The recent removal of the KKM (currency protection) has eliminated the safeguard that previously covered bank deposits for foreign investors in Turkey. With the protection gone, the risk profile of cash‑based investments has risen sharply, prompting many advisors to steer investors toward real‑estate projects instead.
Why bank deposits are now riskier
- KKM lifted – no longer any currency‑protection for bank deposits.
- The original scheme offered only a 2‑year protection on KKM, while most investment terms are 3 years.
- Recent market volatility, exemplified by the Turkish LERA index dropping 100 % overnight, shows how quickly deposit values can erode.
Real‑estate remains the preferred path
- The Turkish citizenship‑by‑investment program requires investment first, application later.
- If the investment is deemed fraudulent, the citizenship application is automatically blocked.
Scams that have led to revocations
- 451 investors had their citizenship revoked after participating in a scheme where they paid money at a title‑deed office and received a lump‑sum cash refund in the same office.
- This practice was classified as defrauding the government and directly violated the program’s requirements.
How to avoid fraud
- Work with reputable law firms rather than relying on real‑estate agents, who may prioritize selling property over protecting the investor’s interests.

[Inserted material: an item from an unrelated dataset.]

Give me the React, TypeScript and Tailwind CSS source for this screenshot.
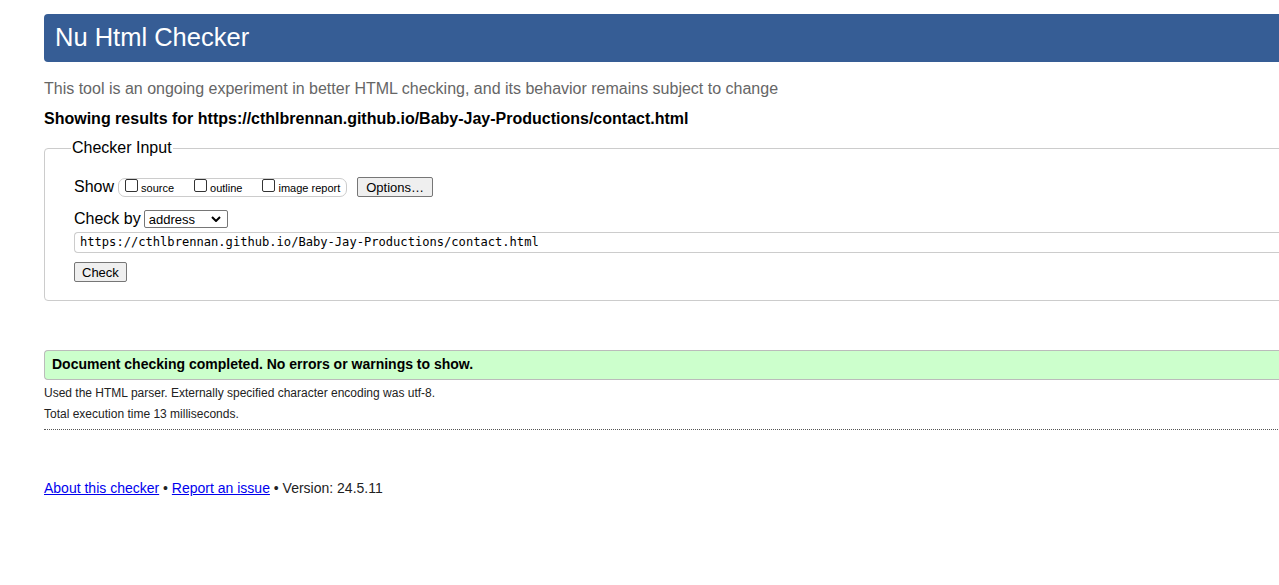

- Choose established construction companies and real‑estate investment trusts (REITs). One example is GIO, a Turkish REIT with strong corporate governance.
- There are 30–31 REITs operating in Turkey; reputable ones already have independent valuations in place, reducing the chance of disputes.
Practical steps for investors
- Engage a qualified law firm that specializes in citizenship‑by‑investment cases.
- Select a project backed by a well‑known developer or REIT with transparent valuation reports.
- Verify the investment’s compliance with the citizenship program before committing funds.
- Avoid cash‑back schemes at title‑deed offices; any arrangement that promises a refund in exchange for the initial payment is likely illegal.
Following these guidelines helps ensure that the investment satisfies Turkish authorities, minimizes the risk of citizenship denial, and protects the investor’s capital in a market where currency protections have been removed.